彼女曰く、多感な学生時代に知り合った二人は、バンディの幼稚さと向上心のなさが理由であっけなく別れてしまった様だが、サイコパスな視点で読み解けば、これがバンディの自己承認欲求に火を点けたのであろう事は想像に容易い。(後にバンディは、彼女をふる為だけにヨリを戻したりもしている)

 

つまり、レイシストの祖父と操を奪われた相手の名前さえも定かでない従順な母達の間で生まれ育ってきた彼は、その根本から絶対的な愛情というものを知らない。

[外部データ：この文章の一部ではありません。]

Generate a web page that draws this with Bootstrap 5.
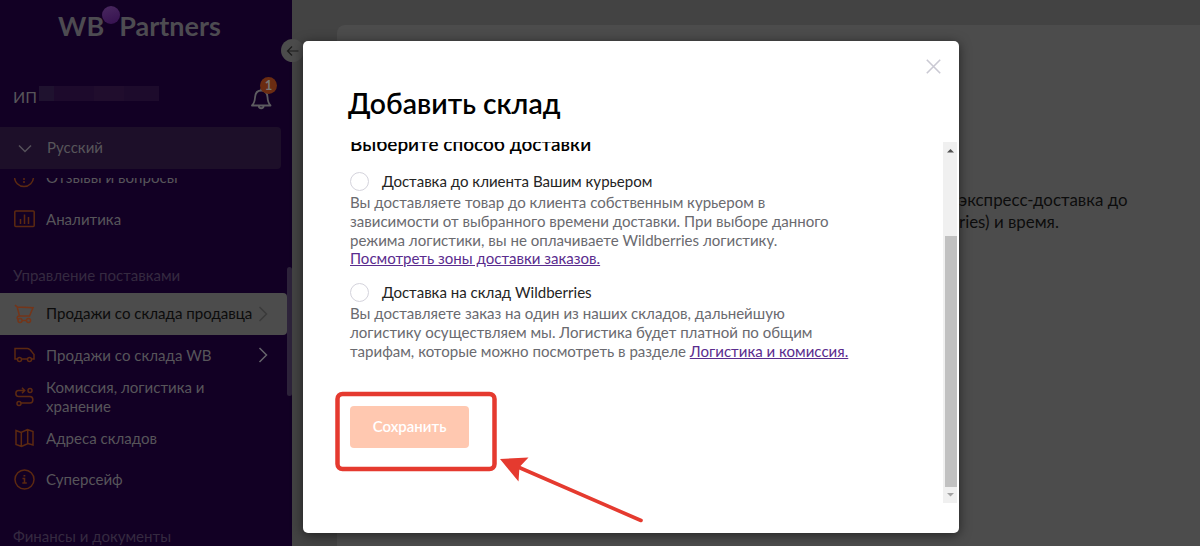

彼が怪我人を装い、知的で感受性の豊かな若い女性達ばかりをターゲットに選んできたのも、そんな無垢な精神の拠り所を探していたからなのだろう。

 

主演を務めるザック・エフロンがこの作品の製作総指揮に乗り出しているのは、或いは、そんな彼女達への警告と共に、薄っぺらいハリウッドイケメン俳優に見られがちな自分自身に対する憤りを、ストレートに表現してみたかったのだろうか?

 

実際の事件では、テッド・バンディは獄中で複数の女性と文通を交わし、その死後にはノイローゼに陥る女性までいたそうだが、その死刑執行後も心を搾取され続ける女達の顔が、劇中で彼の主張を支持する女達の顔と重なって映る。

 

殺人は単に情欲とか、激情の結果の犯罪ではない

と後に、FBI行動分析チームの特別捜査官ウィリアム・ハグメイアーにテッド・バンディ自身が告白しているが、その身勝手な男の理屈に、なんとなく親近感を感じてしまったのは、若干ソシオパス気質な自分だけの事なのか。。。

 

そんな彼の脳裏に焼き付いて離れないステファニーへの偏愛ぶりは、本作では全てリズへの感情として置き換えられてたが、史実とは少々異なり、死刑前日の最期の瞬間迄、彼女に自分の無実を訴え続けるテッドの様子からは、感情が欠如していても尚、永遠に得れるはずのない無償の愛を求める男の虚しさだけが、じんわりと滲んでいた。